Alguien le dijo a Ricardo Anaya que su presencia era necesaria para fortalecer la inexistente oposición. Desde entonces, no hay lunes que no nos prive con sus intervenciones. Con Anaya sucede algo paradójico: hay quien no lo tolera y quien lo tolera demasiado. El excandidato parece seguro de que su irrupción es el acontecimiento político más decisivo de los dos últimos años. A los ciudadanos les da absolutamente igual. En realidad, tiene poco o nada que aportar. La oposición piensa que hay que sumar a todos contra López Obrador y Morena, haciendo del número y lo tupido su principal argumento. No repara en que determinados sujetos no sólo no contribuyen, sino que desprestigian. De momento, Anaya se perfila como candidato a diputado de Acción Nacional hacia el 2021. No esconde su intempestiva reaparición posicionarlo o posicionarse como candidato a la presidencia en 2024. El problema de Anaya es que ya lo conocemos. No puede hablar de honestidad porque siendo presidente del PAN fomentó y promovió todo tipo de moches; no debería hablar de democracia porque utilizó su puesto para hacerse con la candidatura en las elecciones de 2018 que perdió con López Obrador; menos aún utilizar palabras como “transparencia”, “pluralidad”, “diversidad”, puesto que Marko Cortés está allí, al parecer, porque él lo puso y Cortés a la vista pone a disposición su criterio y juicio.

En dos años, Cortés ha sido incapaz de recuperar al PAN. Algo previsible si se considera que la dirigencia es la misma que la que tenía Anaya. La dirigencia no está dispuesta a irse, lo que sería normal dada su inoperancia para ofrecer algo más que numeritos circenses. Seguramente para colorear el repertorio ha echado mano de Anaya quien, además, debe sentirse halagado ante semejante despropósito. Lamentablemente, Anaya no representa la oposición, ni siquiera es una molestia para Andrés Manuel, como tampoco el PAN por el momento. Se antoja que la estrategia del reciclaje no es la mejor en las actuales circunstancias del país. La derrota del 2018 no se debió en exclusiva al entusiasmo que despertó López Obrador. Fue un voto de protesta ante la clase política representada por los viejos partidos. Ahora resulta que para renovar al partido y, por tanto, para fortalecer a la oposición se recurre a figuras políticas que representan exactamente aquello en contra de lo que se votó. Anaya no le hace ningún favor a Acción Nacional, menos a la democracia. No es creíble que el autoritarismo demostrado hace dos años haya desparecido por arte de magia; no convence que su actitud prevaricadora con el partido se haya esfumado; no es verosímil que ahora le interese la democracia y la ciudadanía. Haber manipulado el partido para alejarlo de la sociedad a condición de servir a sus propios intereses tiene consecuencias. Para empezar, la desconfianza y el rechazo. Anaya no sólo frustró expectativas, sino que introdujo una profunda desconfianza hacia sus propósito e intereses.

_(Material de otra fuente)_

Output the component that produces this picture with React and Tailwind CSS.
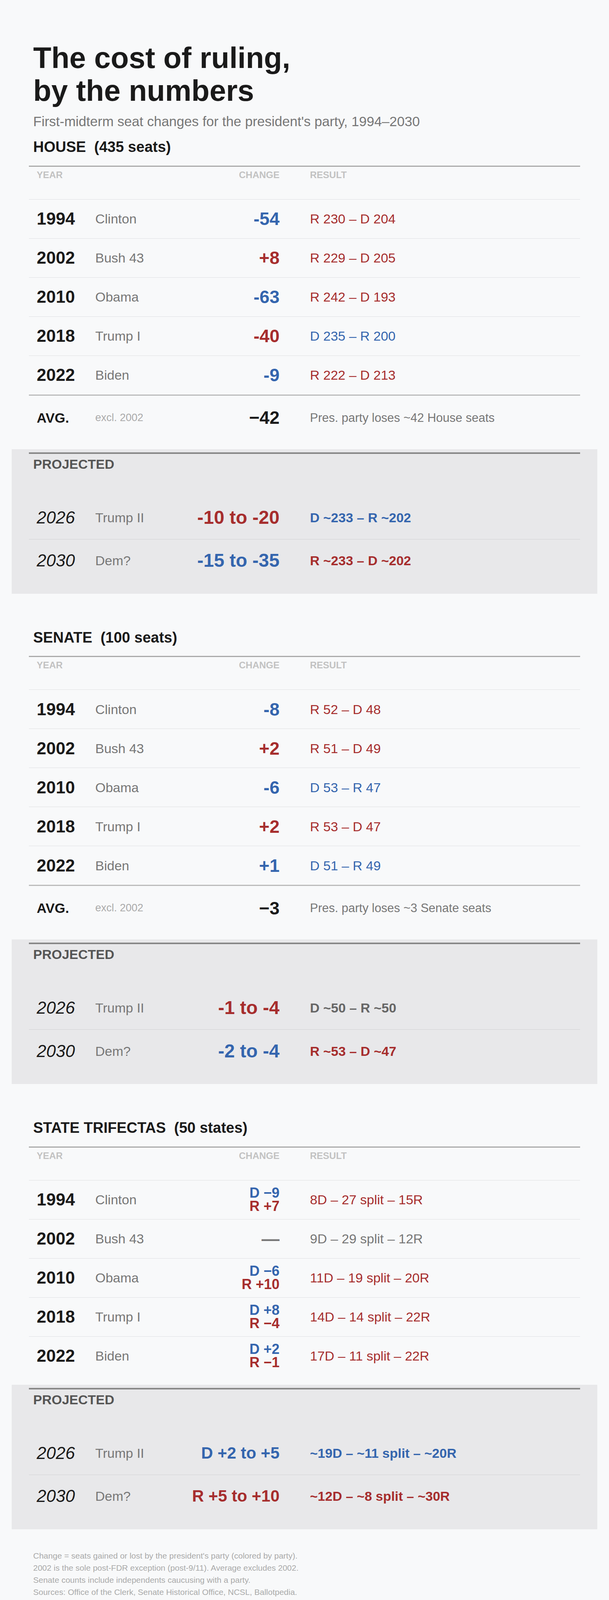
import React from 'react';

const BLUE = 'text-[#3465ae]';
const RED = 'text-[#a62d2d]';
const GRAY = 'text-[#777777]';
const DGRAY = 'text-[#666666]';

function HeaderRow() {
  return (
    <div className="flex h-[83px] items-start pl-[20px] pt-[9px] text-[24px] font-bold leading-none text-[#c2c2c2]">
      <div className="w-[150px]">YEAR</div>
      <div className="w-[200px]"></div>
      <div className="w-[272px] text-right">CHANGE</div>
      <div className="ml-[78px]">RESULT</div>
    </div>
  );
}

function DataRow({ year, name, change, result, resultColor }) {
  return (
    <div className="flex h-[100px] items-center border-t border-[#dfe0e2] pl-[20px]">
      <div className="w-[150px] text-[44px] font-bold leading-none text-[#1a1a1a]">{year}</div>
      <div className="w-[200px] text-[34px] leading-none text-[#777777]">{name}</div>
      <div className="flex w-[272px] justify-end">{change}</div>
      <div className={`ml-[78px] text-[34px] leading-none ${resultColor}`}>{result}</div>
    </div>
  );
}

function Num({ children, color }) {
  return <div className={`text-right text-[46px] font-bold leading-none ${color}`}>{children}</div>;
}

function Stack({ d, r }) {
  return (
    <div className="flex flex-col items-end text-[36px] font-bold leading-[34.4px]">
      <span className={BLUE}>{d}</span>
      <span className={RED}>{r}</span>
    </div>
  );
}

function AvgRow({ value, note }) {
  return (
    <div className="flex h-[116px] items-center border-t-[3px] border-[#bbbbbb] pl-[20px]">
      <div className="w-[150px] text-[35px] font-bold leading-none text-[#1a1a1a]">AVG.</div>
      <div className="w-[200px] text-[27px] leading-none text-[#aaaaaa]">excl. 2002</div>
      <div className="w-[272px] text-right text-[46px] font-bold leading-none text-[#1a1a1a]">{value}</div>
      <div className="ml-[78px] text-[31px] leading-none text-[#777777]">{note}</div>
    </div>
  );
}

function ProjRow({ year, name, change, changeColor, result, resultColor, small, border }) {
  return (
    <div className={border ? 'flex h-[110px] items-center border-t border-[#d2d2d4] pl-[20px]' : 'flex h-[110px] items-center pl-[20px]'}>
      <div className="w-[150px] text-[44px] italic leading-none text-[#1a1a1a]">{year}</div>
      <div className="w-[200px] text-[34px] leading-none text-[#777777]">{name}</div>
      <div
        className={`w-[272px] whitespace-nowrap text-right font-bold leading-none ${small ? 'text-[42px]' : 'text-[48px]'} ${changeColor}`}
      >
        {change}
      </div>
      <div className={`ml-[78px] whitespace-nowrap text-[34px] font-bold leading-none ${resultColor}`}>{result}</div>
    </div>
  );
}

function Projected({ rows, small }) {
  return (
    <div className="mx-[-44px] mt-[24px] bg-[#e8e8ea] px-[44px] pb-[30px] pt-[8px]">
      <div className="border-t-4 border-[#888888]">
        <div className="pl-[11px] pt-[9px] text-[34px] font-bold leading-none text-[#555555]">PROJECTED</div>
        <div className="mt-[65px]">
          {rows.map((r, i) => (
            <ProjRow key={r.year} {...r} small={small} border={i > 0} />
          ))}
        </div>
      </div>
    </div>
  );
}

function Section({ title, first, rows, avg, projected, small }) {
  return (
    <section className={first ? 'mt-[20px]' : 'mt-[90px]'}>
      <h2 className="whitespace-pre pl-[11px] text-[38px] font-bold leading-[1.2] text-[#1a1a1a]">{title}</h2>
      <div className="mt-[24px] border-t-[3px] border-[#aaaaaa]">
        <HeaderRow />
        {rows.map((r) => (
          <DataRow key={r.year} {...r} />
        ))}
        {avg && <AvgRow {...avg} />}
      </div>
      <Projected rows={projected} small={small} />
    </section>
  );
}

const house = [
  { year: '1994', name: 'Clinton', change: <Num color={BLUE}>-54</Num>, result: 'R 230 – D 204', resultColor: RED },
  { year: '2002', name: 'Bush 43', change: <Num color={RED}>+8</Num>, result: 'R 229 – D 205', resultColor: RED },
  { year: '2010', name: 'Obama', change: <Num color={BLUE}>-63</Num>, result: 'R 242 – D 193', resultColor: RED },
  { year: '2018', name: 'Trump I', change: <Num color={RED}>-40</Num>, result: 'D 235 – R 200', resultColor: BLUE },
  { year: '2022', name: 'Biden', change: <Num color={BLUE}>-9</Num>, result: 'R 222 – D 213', resultColor: RED },
];

const houseProj = [
  { year: '2026', name: 'Trump II', change: '-10 to -20', changeColor: RED, result: 'D ~233 – R ~202', resultColor: BLUE },
  { year: '2030', name: 'Dem?', change: '-15 to -35', changeColor: BLUE, result: 'R ~233 – D ~202', resultColor: RED },
];

const senate = [
  { year: '1994', name: 'Clinton', change: <Num color={BLUE}>-8</Num>, result: 'R 52 – D 48', resultColor: RED },
  { year: '2002', name: 'Bush 43', change: <Num color={RED}>+2</Num>, result: 'R 51 – D 49', resultColor: RED },
  { year: '2010', name: 'Obama', change: <Num color={BLUE}>-6</Num>, result: 'D 53 – R 47', resultColor: BLUE },
  { year: '2018', name: 'Trump I', change: <Num color={RED}>+2</Num>, result: 'R 53 – D 47', resultColor: RED },
  { year: '2022', name: 'Biden', change: <Num color={BLUE}>+1</Num>, result: 'D 51 – R 49', resultColor: BLUE },
];

const senateProj = [
  { year: '2026', name: 'Trump II', change: '-1 to -4', changeColor: RED, result: 'D ~50 – R ~50', resultColor: DGRAY },
  { year: '2030', name: 'Dem?', change: '-2 to -4', changeColor: BLUE, result: 'R ~53 – D ~47', resultColor: RED },
];

const tri = [
  { year: '1994', name: 'Clinton', change: <Stack d="D −9" r="R +7" />, result: '8D – 27 split – 15R', resultColor: RED },
  {
    year: '2002',
    name: 'Bush 43',
    change: <Num color={GRAY}>—</Num>,
    result: '9D – 29 split – 12R',
    resultColor: GRAY,
  },
  { year: '2010', name: 'Obama', change: <Stack d="D −6" r="R +10" />, result: '11D – 19 split – 20R', resultColor: RED },
  { year: '2018', name: 'Trump I', change: <Stack d="D +8" r="R −4" />, result: '14D – 14 split – 22R', resultColor: RED },
  { year: '2022', name: 'Biden', change: <Stack d="D +2" r="R −1" />, result: '17D – 11 split – 22R', resultColor: RED },
];

const triProj = [
  { year: '2026', name: 'Trump II', change: 'D +2 to +5', changeColor: BLUE, result: '~19D – ~11 split – ~20R', resultColor: BLUE },
  { year: '2030', name: 'Dem?', change: 'R +5 to +10', changeColor: RED, result: '~12D – ~8 split – ~30R', resultColor: RED },
];

export default function App() {
  return (
    <div className="w-full bg-[#f8f9fa] font-['Liberation_Sans',Arial,Helvetica,sans-serif]">
      <div className="px-[74px] pb-[18px] pt-[106px]">
        <h1 className="pl-[11px] text-[76px] font-bold leading-[1.1] text-[#1a1a1a]">
          The cost of ruling,
          <br />
          by the numbers
        </h1>
        <p className="mt-[16px] pl-[11px] text-[35px] leading-[44.8px] text-[#777777]">
          First-midterm seat changes for the president's party, 1994–2030
        </p>

        <Section
          first
          title={'HOUSE  (435 seats)'}
          rows={house}
          avg={{ value: '−42', note: 'Pres. party loses ~42 House seats' }}
          projected={houseProj}
        />
        <Section
          title={'SENATE  (100 seats)'}
          rows={senate}
          avg={{ value: '−3', note: 'Pres. party loses ~3 Senate seats' }}
          projected={senateProj}
        />
        <Section title={'STATE TRIFECTAS  (50 states)'} rows={tri} projected={triProj} small />

        <footer className="mt-[52px] pl-[11px] text-[21px] leading-[31px] text-[#a9a9a9]">
          <p>Change = seats gained or lost by the president's party (colored by party).</p>
          <p>2002 is the sole post-FDR exception (post-9/11). Average excludes 2002.</p>
          <p>Senate counts include independents caucusing with a party.</p>
          <p>Sources: Office of the Clerk, Senate Historical Office, NCSL, Ballotpedia.</p>
          <p>Projections: Sabato's Crystal Ball, current forecasts, historical patterns.</p>
        </footer>
      </div>
    </div>
  );
}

Reservas, desconfianza, recelos, esos sentimientos despierta el flamante opositor con el que López Obrador no pierde ni un momento. Recuerda demasiado a la inacción de su partido como para pensar que puede posicionarse. Si Acción Nacional renunció a hacer oposición, no es por falta de ganas sino porque no puede a riesgo de que el gobierno destape lo que la dirigencia del partido no quiere. Ahora resulta que Anaya sí puede, cuando este PAN es el mismo que aquel.